Letting his ego overtake the better part of his judgment, Eddie
reprimands his long-time partner. Charlie reluctantly hands over
their betting cash: "OK. Here, be a damn fool." Disheveled,
exhausted and drunk, Eddie puts on his coat - his collar is
unattractively folded up - a sharp contrast to the
professional-looking slickness of his opponent: "You really look
beautiful, Fats." Eventually in the game, Fats gains the
upper-hand and there's only a few hundred dollars left of
Eddie's original bankroll in his pocket. The victorious champion
declares the match over: "Game's over, Eddie." Fats places his
stake money, a percentage of his winnings, into the hand of his
dark glasses-wearing sponsor Gordon, sitting on a barstool. When
the blinds are opened, the light sears Eddie's eyes, exposing
his defeat, and he winces in pain. He piteously begs for a
continuation of the game, but collapses: "Fats, Come on. Come
on. Hey, Fats."
The next morning, Eddie is woken up and reminded of his
monumental destruction in the pool hall. His confidence
shattered, he stirs with the sound of an opening pool break in a
flea-bitten hotel room (across the street from Ames Billiards)
which he shares with Charlie. Eddie decides to desert his
manager and hustle on his own: "I'm sorry, Charlie," he whispers
as he leaves. In a bus station in the dead hours of the early
morning, with his only possessions - a suitcase, cue case and
garment bag, he enters a rest room, containing a horoscope
machine, asking: "Is This Your Lucky Day?" After shaving, he
deposits and locks his entire life's savings into a bus locker.
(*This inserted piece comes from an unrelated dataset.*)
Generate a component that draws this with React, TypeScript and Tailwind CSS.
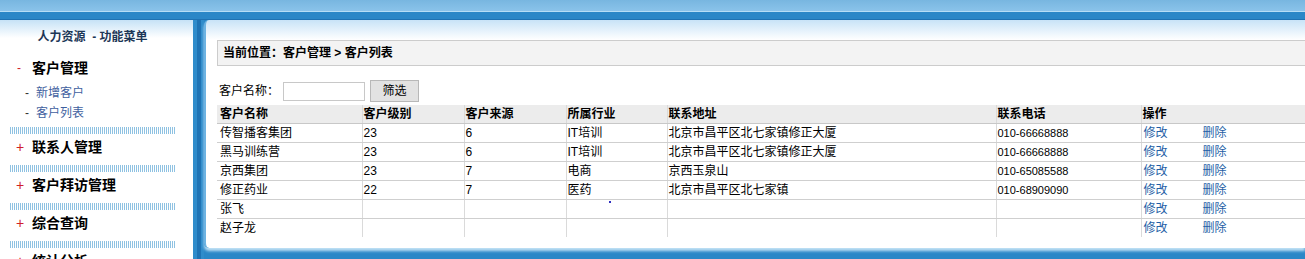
import React from 'react';

const rows = [
  { name: '传智播客集团', level: '23', source: '6', industry: 'IT培训', address: '北京市昌平区北七家镇修正大厦', phone: '010-66668888' },
  { name: '黑马训练营', level: '23', source: '6', industry: 'IT培训', address: '北京市昌平区北七家镇修正大厦', phone: '010-66668888' },
  { name: '京西集团', level: '23', source: '7', industry: '电商', address: '京西玉泉山', phone: '010-65085588' },
  { name: '修正药业', level: '22', source: '7', industry: '医药', address: '北京市昌平区北七家镇', phone: '010-68909090' },
  { name: '张飞', level: '', source: '', industry: '', address: '', phone: '' },
  { name: '赵子龙', level: '', source: '', industry: '', address: '', phone: '' },
];

const menus = ['联系人管理', '客户拜访管理', '综合查询', '统计分析'];

const Divider = () => (
  <div className="mx-[10px] h-[7px] w-[165px] bg-[repeating-linear-gradient(90deg,#8fc2e2_0px,#8fc2e2_1px,#ffffff_1px,#ffffff_2px)]" />
);

export default function App() {
  return (
    <div className="flex h-[259px] w-full flex-col overflow-hidden bg-[#2a87c7] font-['Liberation_Sans','Noto_Sans_CJK_SC',sans-serif] text-[12px] text-black">
      {/* top bar */}
      <div className="h-[11px] shrink-0 bg-gradient-to-b from-[#78b6e0] to-[#8ac3ea]" />
      <div className="h-[1px] shrink-0 bg-[#b6def5]" />
      <div className="h-[7px] shrink-0 bg-[#2a87c7]" />
      <div className="h-[1px] shrink-0 bg-[#1f72b2]" />

      <div className="flex min-h-0 flex-1">
        {/* sidebar */}
        <div className="w-[193px] overflow-hidden bg-gradient-to-b from-[#c6e2f6] via-white via-[18px] to-white">
          <div className="pr-[8px] pt-[9px] text-center font-bold leading-[16px] text-[#1c3656]">人力资源&nbsp; - 功能菜单</div>
          <div className="mt-[14px] flex items-center leading-[18px]">
            <span className="ml-[17px] w-[15px] text-[#d0202a]">-</span>
            <span className="text-[14px] font-bold">客户管理</span>
          </div>
          <div className="mt-[7px] flex items-center leading-[18px] text-[#3f5fa0]">
            <span className="ml-[25px] w-[11px] text-[#333]">-</span>
            <span>新增客户</span>
          </div>
          <div className="mt-[2px] flex items-center leading-[18px] text-[#3f5fa0]">
            <span className="ml-[25px] w-[11px] text-[#333]">-</span>
            <span>客户列表</span>
          </div>
          <div className="mt-[5px]">
            {menus.map((m) => (
              <div key={m}>
                <Divider />
                <div className="flex h-[31px] items-center pb-[4px]">
                  <span className="ml-[16px] w-[16px] text-[14px] text-[#d0202a]">+</span>
                  <span className="text-[14px] font-bold">{m}</span>
                </div>
              </div>
            ))}
          </div>
        </div>

        {/* separator */}
        <div className="flex w-[11px] shrink-0 justify-center bg-[#2f8ccb]">
          <div className="w-[4px] bg-[#1f73b4]" />
        </div>

        {/* main panel */}
        <div className="mb-[11px] flex-1 overflow-hidden rounded-l-[5px] border-l-[2px] border-[#6db3e2] bg-gradient-to-b from-[#c8e3f7] via-white via-[20px] to-white pl-[11px] pt-[20px] shadow-[0_3px_3px_#bfe0f5]">
          <div className="flex h-[26px] w-[1200px] items-center border border-[#cccccc] bg-[#f3f3f3] pl-[5px] font-bold">
            当前位置：客户管理 &gt; 客户列表
          </div>

          <div className="mt-[14px] flex items-center pl-[2px]">
            <span>客户名称：</span>
            <input className="ml-[4px] h-[19px] w-[82px] border border-[#c8c8c8] bg-white" />
            <button className="ml-[5px] h-[22px] w-[49px] border border-[#b8b8b8] bg-[#e2e2e2] text-[12px]">筛选</button>
          </div>

          <table className="mt-[3px] w-[1100px] table-fixed border-collapse">
            <colgroup>
              <col className="w-[145px]" />
              <col className="w-[102px]" />
              <col className="w-[102px]" />
              <col className="w-[101px]" />
              <col className="w-[329px]" />
              <col className="w-[145px]" />
              <col />
            </colgroup>
            <thead>
              <tr className="h-[18px] bg-[#ececec] text-left leading-[16px]">
                {['客户名称', '客户级别', '客户来源', '所属行业', '联系地址', '联系电话', '操作'].map((h, i) => (
                  <th key={h} className={`border-b border-[#c8c8c8] font-bold ${i > 0 ? 'border-l border-l-[#dadada] pl-[1px]' : 'pl-[3px]'}`}>
                    {h}
                  </th>
                ))}
              </tr>
            </thead>
            <tbody>
              {rows.map((r, idx) => {
                const bb = idx < rows.length - 1 ? 'border-b border-b-[#cfcfcf]' : '';
                return (
                  <tr key={r.name} className="h-[19px] leading-[16px]">
                    <td className={`pl-[3px] ${bb}`}>{r.name}</td>
                    <td className={`border-l border-[#dadada] pl-[1px] ${bb}`}>{r.level}</td>
                    <td className={`border-l border-[#dadada] pl-[1px] ${bb}`}>{r.source}</td>
                    <td className={`border-l border-[#dadada] pl-[1px] ${bb}`}>
                      {idx === 4 ? <span className="ml-[41px] inline-block h-[2px] w-[2px] bg-[#3030c0] align-top" /> : r.industry}
                    </td>
                    <td className={`border-l border-[#dadada] pl-[1px] ${bb}`}>{r.address}</td>
                    <td className={`border-l border-[#dadada] pl-[1px] text-[11px] ${bb}`}>{r.phone}</td>
                    <td className={`border-l border-[#dadada] pl-[2px] text-[#1f5fa6] ${bb}`}>
                      <a className="inline-block w-[59px] cursor-pointer">修改</a>
                      <a className="cursor-pointer">删除</a>
                    </td>
                  </tr>
                );
              })}
            </tbody>
          </table>
        </div>
      </div>
    </div>
  );
}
In the station's cafe, he sits down at a table next to a forlorn
traveler [later revealed as Sarah Packard (Piper Laurie)], who
is supposedly waiting for an 8 o'clock bus, without enough time
to get better acquainted with him: "That wouldn't give us much
time, would it?" He toasts her with a cup of coffee: "Hello and
goodbye. Have a nice trip."
After awakening from a nap at the table, he realizes that she
has left, but paid for his coffee. At a nearby tavern where he
orders bourbon, he spots the same woman at a booth, amused that
she lied to him earlier. Still mutually attracted to each other,
she invites him to sit down: "We already know each other's
secrets." She is world-weary, insecure and mysteriously
afflicted - a lost soul like he is: "Two ships that pass in the
night should always buy each other breakfast." According to her,
she "wasn't waiting for a bus" but passing time until the bars
open at eight o'clock: "I only live three blocks from there." He
admits being a drifter without roots, and as an alcoholic, she
reveals a jaded outlook on life:
Sarah: Where do you live?
Eddie: Around.
Sarah: I know where you live. In a locker in the bus station.
What's it like living in a locker?
Eddie: Cramped. Do you always drink like this so early in the
morning?
According to the middle-aged tramp, she was an actress, but now
attends college as a part-time student: "I'm a college girl, two
days a week, Tuesdays and Thursdays, I go to college...I'm the
emancipated type, real emancipated...I've got nothing else to do
on Tuesdays and Thursdays." They exchange names:
Eddie: The name's Eddie.
Sarah: The name should be Eddie. What should my name be?
Eddie: I don't know. Whatever you'd like it to be?
Sarah: I'd like it to be what it is, Sarah. That's a Biblical
name. You wanna know it's meaning?
After introductions and the promise of "a fifth of scotch," he
proposes accompanying her home - believing her to be a willing
prostitute. She stumbles, admitting that she is not drunk but
malformed and "lame" with a crippled leg. On their way to her
apartment, he purchases some whiskey at a corner liquor store,
and they pass under the awning of an expensive French eatery,
the Parisien Restaurant. At her door as she searches for her
key, he hustles her unexpectedly and quickly. She knows she will
eventually be seduced into suffering again:
Why me? (Without answering, he hungrily kisses her. She pushes
him back.) Please, please, you're too hungry.
Enigmatically, she rejects him and turns away - for the time
being. He rents a slummy apartment for a buck and a half a
night, retrieves his belongings from the bus locker, and buys
another fifth of alcohol for himself. Thinking that he can
hustle alone at a local bar and pool hall, he is immediately
recognized as Eddie Felson - an expert: "Oh man, you're way out
of our league." At another bar, he does succeed in pretending to
be a "lucky" novice and cons some players into losing: "You
shoot good, but you also shoot lucky."